Information provided:
— Begin —
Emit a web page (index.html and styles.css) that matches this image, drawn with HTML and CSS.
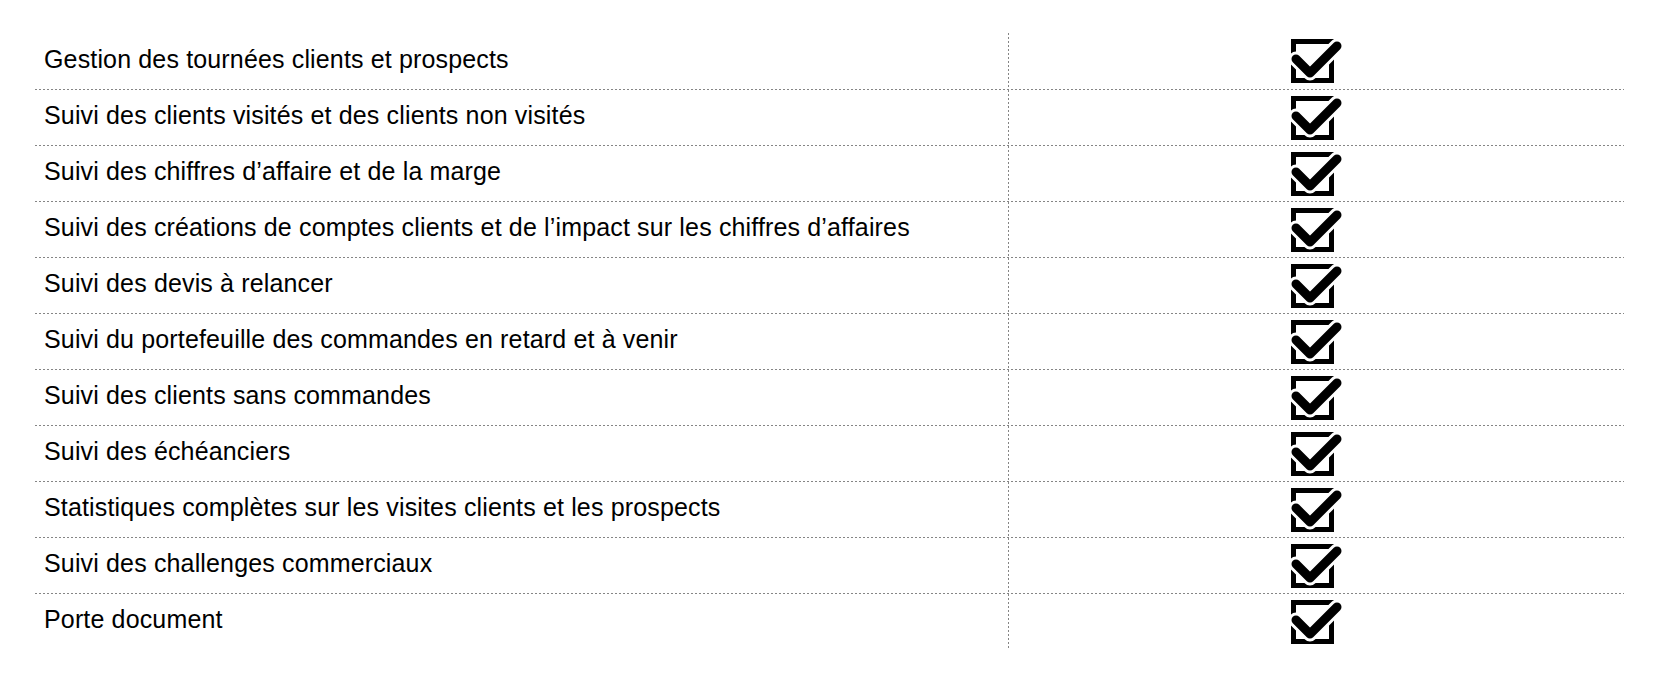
FILE: index.html
```html
<!DOCTYPE html>
<html lang="fr">
<head>
<meta charset="utf-8">
<title>Fonctionnalités</title>
<link rel="stylesheet" href="styles.css">
</head>
<body>
<div class="page">
  <div class="table">
    <div class="row"><div class="label">Gestion des tournées clients et prospects</div><div class="mark"><svg class="check" viewBox="-3 0 58 46" width="58" height="46"><use href="#chk"/></svg></div></div>
    <div class="row"><div class="label">Suivi des clients visités et des clients non visités</div><div class="mark"><svg class="check" viewBox="-3 0 58 46" width="58" height="46"><use href="#chk"/></svg></div></div>
    <div class="row"><div class="label">Suivi des chiffres d’affaire et de la marge</div><div class="mark"><svg class="check" viewBox="-3 0 58 46" width="58" height="46"><use href="#chk"/></svg></div></div>
    <div class="row"><div class="label">Suivi des créations de comptes clients et de l’impact sur les chiffres d’affaires</div><div class="mark"><svg class="check" viewBox="-3 0 58 46" width="58" height="46"><use href="#chk"/></svg></div></div>
    <div class="row"><div class="label">Suivi des devis à relancer</div><div class="mark"><svg class="check" viewBox="-3 0 58 46" width="58" height="46"><use href="#chk"/></svg></div></div>
    <div class="row"><div class="label">Suivi du portefeuille des commandes en retard et à venir</div><div class="mark"><svg class="check" viewBox="-3 0 58 46" width="58" height="46"><use href="#chk"/></svg></div></div>
    <div class="row"><div class="label">Suivi des clients sans commandes</div><div class="mark"><svg class="check" viewBox="-3 0 58 46" width="58" height="46"><use href="#chk"/></svg></div></div>
    <div class="row"><div class="label">Suivi des échéanciers</div><div class="mark"><svg class="check" viewBox="-3 0 58 46" width="58" height="46"><use href="#chk"/></svg></div></div>
    <div class="row"><div class="label">Statistiques complètes sur les visites clients et les prospects</div><div class="mark"><svg class="check" viewBox="-3 0 58 46" width="58" height="46"><use href="#chk"/></svg></div></div>
    <div class="row"><div class="label">Suivi des challenges commerciaux</div><div class="mark"><svg class="check" viewBox="-3 0 58 46" width="58" height="46"><use href="#chk"/></svg></div></div>
    <div class="row"><div class="label">Porte document</div><div class="mark"><svg class="check" viewBox="-3 0 58 46" width="58" height="46"><use href="#chk"/></svg></div></div>
  </div>
</div>
<svg class="defs" width="0" height="0" aria-hidden="true">
  <defs>
    <g id="chk">
      <rect x="2.5" y="2.5" width="38" height="39" fill="none" stroke="#000" stroke-width="5"/>
      <path d="M5 20 L19 34 L46 7" fill="none" stroke="#fff" stroke-width="15" stroke-linecap="round" stroke-linejoin="round"/>
      <path d="M5 20 L19 34 L46 7" fill="none" stroke="#000" stroke-width="9" stroke-linecap="round" stroke-linejoin="round"/>
    </g>
  </defs>
</svg>
</body>
</html>
```

FILE: styles.css
```css
html, body {
  margin: 0;
  padding: 0;
  background: #fff;
}

body {
  font-family: "Liberation Sans", Arial, sans-serif;
  color: #000;
}

.page {
  padding: 33px 0 0 35px;
}

.table {
  width: 1589px;
  display: flex;
  flex-direction: column;
}

.row {
  display: grid;
  grid-template-columns: 973px 1fr;
  height: 56px;
  box-sizing: border-box;
  padding-bottom: 1px;
  background-image: repeating-linear-gradient(to right, #858585 0 2px, transparent 2px 4px);
  background-size: 100% 1px;
  background-position: left bottom;
  background-repeat: no-repeat;
}

.row:first-child {
  height: 57px;
}

.row:last-child {
  background-image: none;
}

.label {
  font-size: 25px;
  letter-spacing: 0.15px;
  line-height: 29px;
  padding: 11px 0 0 9px;
  white-space: nowrap;
}

.row:first-child .label {
  padding-top: 12px;
}

.mark {
  display: flex;
  justify-content: center;
  align-items: flex-start;
  padding-top: 6px;
  padding-left: 1px;
  background-image: repeating-linear-gradient(to bottom, #858585 0 2px, transparent 2px 4px);
  background-size: 1px 100%;
  background-position: left top;
  background-repeat: no-repeat;
}

.check {
  display: block;
}

.defs {
  position: absolute;
  width: 0;
  height: 0;
  overflow: hidden;
}
```
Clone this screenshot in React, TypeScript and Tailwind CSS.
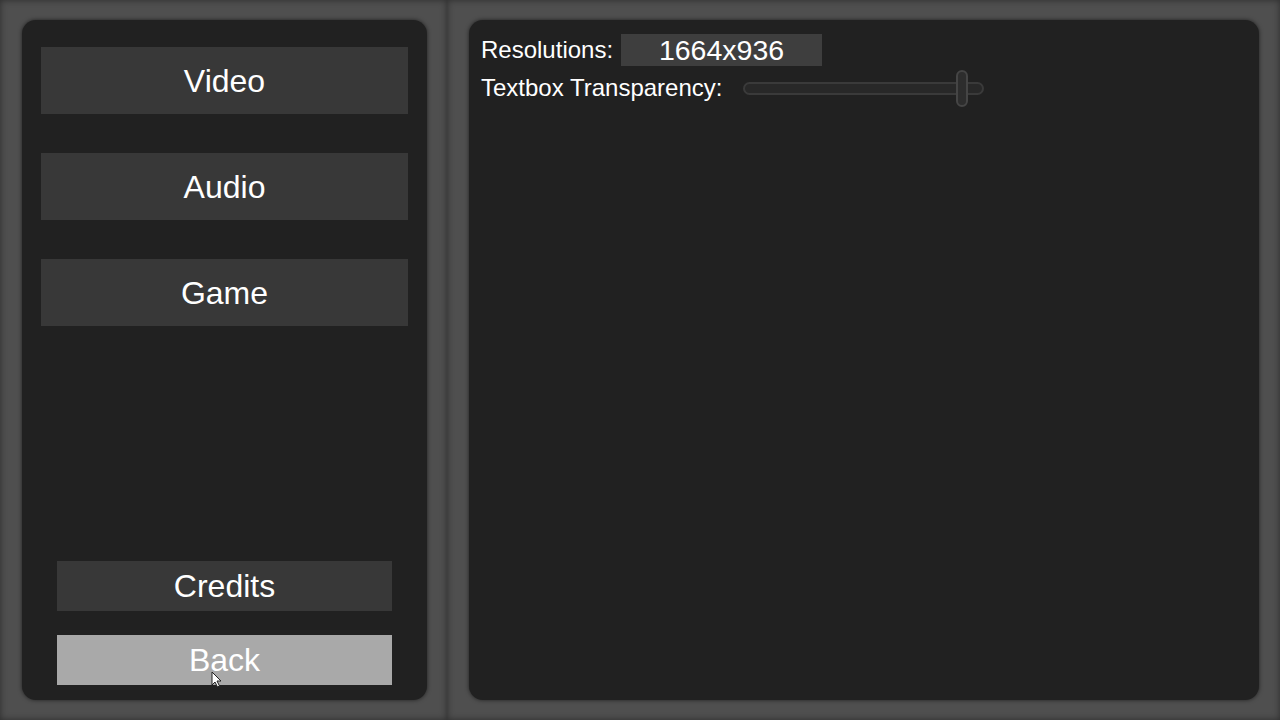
import React from 'react';

const font = { fontFamily: '"Liberation Sans", Arial, sans-serif' };

function MenuButton({ label }: { label: string }) {
  return (
    <div className="h-[67px] bg-[#383838] flex items-center justify-center text-white text-[32px]">
      {label}
    </div>
  );
}

function Cursor() {
  return (
    <svg className="absolute left-[211px] top-[671px]" width="11" height="17" viewBox="0 0 11 17">
      <path d="M1 1 L1 14 L4 11 L6.5 16 L8.5 15 L6 10 L10 10 Z" fill="#fff" stroke="#222" strokeWidth="1" />
    </svg>
  );
}

export default function App() {
  return (
    <div className="relative w-[1280px] h-[720px] bg-[#454545] flex overflow-hidden" style={font}>
      {/* left frame */}
      <div className="w-[447px] h-full bg-[#4f4f4f] shadow-[inset_0_0_7px_rgba(0,0,0,0.45)] pl-[22px] pr-[20px] py-[20px]">
        <div className="h-full rounded-[14px] bg-[#212121] shadow-[0_0_4px_rgba(0,0,0,0.6)] flex flex-col pt-[27px] pb-[15px] px-[19px]">
          <div className="flex flex-col gap-[39px]">
            <MenuButton label="Video" />
            <MenuButton label="Audio" />
            <MenuButton label="Game" />
          </div>
          <div className="mt-auto flex flex-col gap-[24px] px-[16px]">
            <div className="h-[50px] bg-[#383838] flex items-center justify-center text-white text-[32px]">
              Credits
            </div>
            <div className="h-[50px] bg-[#a9a9a9] flex items-center justify-center text-white text-[32px]">
              Back
            </div>
          </div>
        </div>
      </div>

      {/* right frame */}
      <div className="flex-1 h-full bg-[#4f4f4f] shadow-[inset_0_0_7px_rgba(0,0,0,0.45)] pl-[22px] pr-[21px] py-[20px]">
        <div className="h-full rounded-[14px] bg-[#212121] shadow-[0_0_4px_rgba(0,0,0,0.6)] pt-[14px] pl-[12px]">
          <div className="flex items-center h-[32px]">
            <span className="text-white text-[24px] w-[140px]">Resolutions:</span>
            <div className="w-[201px] h-[32px] bg-[#3e3e3e] flex items-center justify-center text-white text-[28.5px]">
              1664x936
            </div>
          </div>
          <div className="flex items-center h-[44px]">
            <span className="text-white text-[24px] w-[262px]">Textbox Transparency:</span>
            <div className="relative w-[241px] h-[13px] rounded-full bg-[#282828] border-2 border-[#3a3a3a]">
              <div className="absolute left-[211px] top-[-14px] w-[12px] h-[37px] rounded-full bg-[#2d2d2d] border-2 border-[#454545]" />
            </div>
          </div>
        </div>
      </div>

      <Cursor />
    </div>
  );
}
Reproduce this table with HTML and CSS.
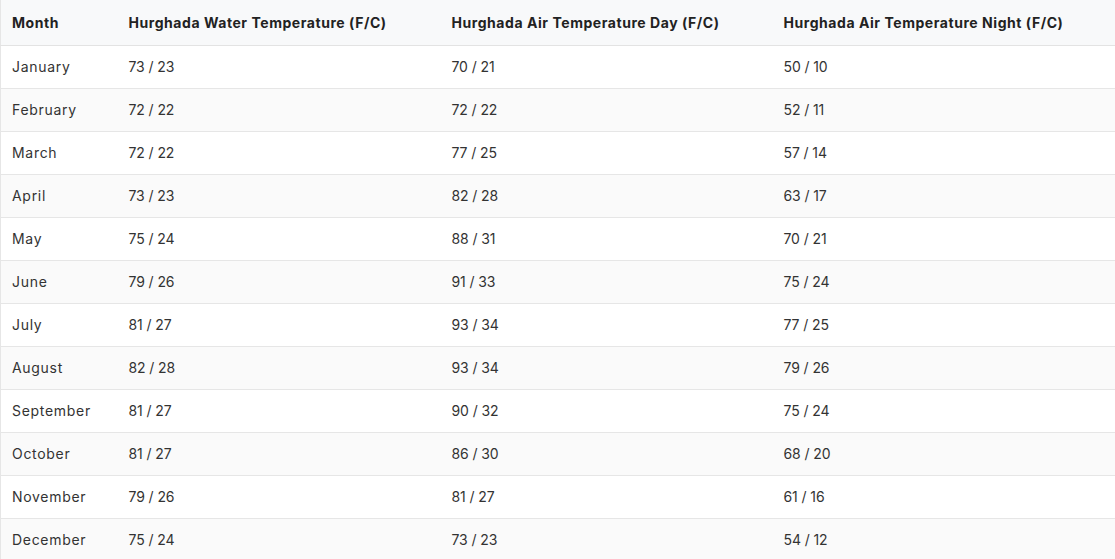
FILE: index.html
```html
<!DOCTYPE html>
<html>
<head>
<meta charset="utf-8">
<link rel="stylesheet" href="styles.css">
</head>
<body>
<table class="temps">
<colgroup>
<col class="c1"><col class="c2"><col class="c3"><col class="c4">
</colgroup>
<thead>
<tr><th>Month</th><th>Hurghada Water Temperature (F/C)</th><th>Hurghada Air Temperature Day (F/C)</th><th>Hurghada Air Temperature Night (F/C)</th></tr>
</thead>
<tbody>
<tr><td>January</td><td>73 / 23</td><td>70 / 21</td><td>50 / 10</td></tr>
<tr><td>February</td><td>72 / 22</td><td>72 / 22</td><td>52 / 11</td></tr>
<tr><td>March</td><td>72 / 22</td><td>77 / 25</td><td>57 / 14</td></tr>
<tr><td>April</td><td>73 / 23</td><td>82 / 28</td><td>63 / 17</td></tr>
<tr><td>May</td><td>75 / 24</td><td>88 / 31</td><td>70 / 21</td></tr>
<tr><td>June</td><td>79 / 26</td><td>91 / 33</td><td>75 / 24</td></tr>
<tr><td>July</td><td>81 / 27</td><td>93 / 34</td><td>77 / 25</td></tr>
<tr><td>August</td><td>82 / 28</td><td>93 / 34</td><td>79 / 26</td></tr>
<tr><td>September</td><td>81 / 27</td><td>90 / 32</td><td>75 / 24</td></tr>
<tr><td>October</td><td>81 / 27</td><td>86 / 30</td><td>68 / 20</td></tr>
<tr><td>November</td><td>79 / 26</td><td>81 / 27</td><td>61 / 16</td></tr>
<tr><td>December</td><td>75 / 24</td><td>73 / 23</td><td>54 / 12</td></tr>
</tbody>
</table>
</body>
</html>
```
FILE: styles.css
```css
html, body {
  margin: 0;
  padding: 0;
  background: #fff;
}
body {
  font-family: "Inter", "Open Sans", "Liberation Sans", sans-serif;
  color: #2b2b2b;
}
.temps {
  width: 1116px;
  border-collapse: collapse;
  table-layout: fixed;
  border-left: 1px solid #e6e6e6;
}
.c1 { width: 117px; }
.c2 { width: 323px; }
.c3 { width: 332px; }
.c4 { width: 344px; }
.temps th {
  background: #f8f9fa;
  font-weight: 700;
  font-size: 14px;
  letter-spacing: 0.55px;
  color: #222;
  text-align: left;
  height: 45px;
  padding: 0 11px;
  border-bottom: 1px solid #e3e3e3;
  white-space: nowrap;
}
.temps td {
  font-size: 14px;
  font-weight: 400;
  letter-spacing: 0.7px;
  color: #333;
  height: 40px;
  padding: 0 11px 2px;
  border-bottom: 1px solid #e6e6e6;
  white-space: nowrap;
}
.temps td + td {
  letter-spacing: -0.1px;
}
.temps tbody tr:nth-child(even) td {
  background: #fafafa;
}
```
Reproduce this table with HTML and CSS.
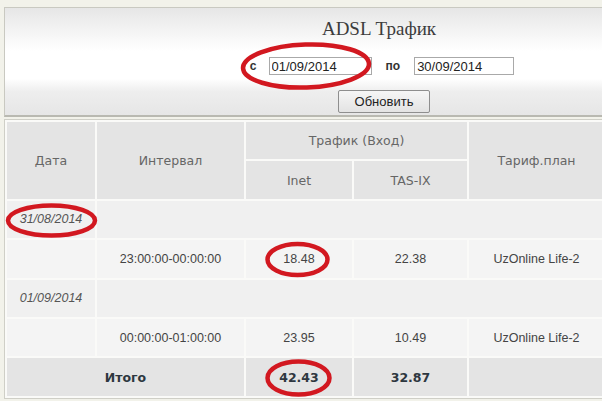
FILE: index.html
```html
<!DOCTYPE html>
<html lang="ru">
<head>
<meta charset="utf-8">
<title>ADSL Трафик</title>
<link rel="stylesheet" href="styles.css">
</head>
<body>
<div class="page">
  <div class="panel">
    <h1 class="title">ADSL Трафик</h1>
    <form class="range">
      <label class="lbl" for="from">с</label>
      <input class="date-in from" id="from" type="text" value="01/09/2014">
      <label class="lbl lbl-to" for="to">по</label>
      <input class="date-in to" id="to" type="text" value="30/09/2014">
    </form>
    <button class="btn" type="button">Обновить</button>
  </div>
  <table class="traffic">
    <colgroup>
      <col class="c-date"><col class="c-int"><col class="c-inet"><col class="c-tas"><col class="c-plan"><col class="c-extra">
    </colgroup>
    <thead>
      <tr>
        <th rowspan="2">Дата</th>
        <th rowspan="2">Интервал</th>
        <th colspan="2">Трафик (Вход)</th>
        <th rowspan="2">Тариф.план</th>
        <th rowspan="2"></th>
      </tr>
      <tr>
        <th>Inet</th>
        <th>TAS-IX</th>
      </tr>
    </thead>
    <tbody>
      <tr class="day"><td class="dt">31/08/2014</td><td colspan="5"></td></tr>
      <tr class="row"><td></td><td>23:00:00-00:00:00</td><td>18.48</td><td>22.38</td><td>UzOnline Life-2</td><td></td></tr>
      <tr class="day"><td class="dt">01/09/2014</td><td colspan="5"></td></tr>
      <tr class="row"><td></td><td>00:00:00-01:00:00</td><td>23.95</td><td>10.49</td><td>UzOnline Life-2</td><td></td></tr>
      <tr class="total"><td colspan="2">Итого</td><td>42.43</td><td>32.87</td><td></td><td></td></tr>
    </tbody>
  </table>
  <svg class="marks" width="602" height="401" viewBox="0 0 602 401" aria-hidden="true">
    <ellipse cx="306" cy="66" rx="63" ry="21.5" transform="rotate(-2 306 66)"/>
    <ellipse cx="51.5" cy="220.5" rx="43.5" ry="15"/>
    <ellipse cx="297.5" cy="259.5" rx="30" ry="15.5"/>
    <ellipse cx="298.5" cy="378" rx="31" ry="16.5"/>
  </svg>
</div>
</body>
</html>
```

FILE: styles.css
```css
html, body {
  margin: 0;
  padding: 0;
  overflow: hidden;
  background: #f2f2ea;
}
.page {
  position: relative;
  width: 756px;
  padding: 7px 0 0 4px;
  font-family: "Liberation Sans", Arial, sans-serif;
}
.panel {
  box-sizing: border-box;
  height: 110px;
  border: 1px solid #c9c9c1;
  border-bottom: 2px solid #b9b9b1;
  background: linear-gradient(#e6e6e6 0%, #fbfbfb 33%, #ffffff 40%, #ffffff 66%, #eeeeee 78%, #e6e6e6 100%);
  display: flex;
  flex-direction: column;
  align-items: center;
  padding-top: 8px;
}
.title {
  margin: 0 6px 0 0;
  font-family: "Liberation Serif", "Times New Roman", serif;
  font-weight: normal;
  font-size: 19px;
  line-height: 26px;
  color: #3c3c3c;
}
.range {
  display: flex;
  align-items: center;
  margin: 15px 0 0 0;
  height: 18px;
}
.lbl {
  font-size: 12px;
  font-weight: bold;
  color: #333;
}
.lbl-to {
  margin: 0 14px 0 14px;
}
.date-in {
  box-sizing: border-box;
  height: 18px;
  padding: 0 2px;
  border: 1px solid #a9a9a9;
  background: #fff;
  font-family: "Liberation Sans", Arial, sans-serif;
  font-size: 13px;
  color: #222;
}
.from {
  width: 103px;
  margin-left: 12px;
}
.to {
  width: 100px;
}
.btn {
  box-sizing: border-box;
  margin-top: 15px;
  margin-left: 4px;
  width: 92px;
  height: 23px;
  padding: 0;
  border: 1px solid #8e8e8e;
  border-radius: 2px;
  background: linear-gradient(#f6f6f6, #e3e3e3);
  font-family: "Liberation Sans", Arial, sans-serif;
  font-size: 13px;
  color: #222;
}
.traffic {
  margin-top: 2px;
  width: 756px;
  table-layout: fixed;
  border-collapse: separate;
  border-spacing: 2px;
  border: 1px solid #cfcfc7;
  background: #fafaf8;
}
.c-date { width: 88px; }
.c-int { width: 147px; }
.c-inet { width: 106px; }
.c-tas { width: 113px; }
.c-plan { width: 135px; }
.traffic th,
.traffic td {
  height: 37.4px;
  padding: 0;
  text-align: center;
  vertical-align: middle;
}
.traffic th {
  background: #e4e4e4;
  font-family: "DejaVu Sans", Verdana, sans-serif;
  font-weight: normal;
  font-size: 12.5px;
  color: #666;
}
.traffic td {
  font-size: 12.5px;
  color: #444;
}
.day td {
  background: #f0f0f0;
}
.day .dt {
  font-style: italic;
  color: #555;
}
.row td {
  background: #f4f4f4;
}
.total td {
  background: #e4e4e4;
  font-family: "DejaVu Sans", Verdana, sans-serif;
  font-weight: bold;
  font-size: 12.5px;
  color: #2e3740;
}
.marks {
  position: absolute;
  left: 0;
  top: 0;
  pointer-events: none;
}
.marks ellipse {
  fill: none;
  stroke: #d21820;
  stroke-width: 4.5;
}
```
— End —
Exercise brief:
Pull out every line of the records that includes the string "image".

Answer to the problem:
Emit a web page (index.html and styles.css) that matches this image, drawn with HTML and CSS.
  background-image: repeating-linear-gradient(to right, #858585 0 2px, transparent 2px 4px);
  background-image: none;
  background-image: repeating-linear-gradient(to bottom, #858585 0 2px, transparent 2px 4px);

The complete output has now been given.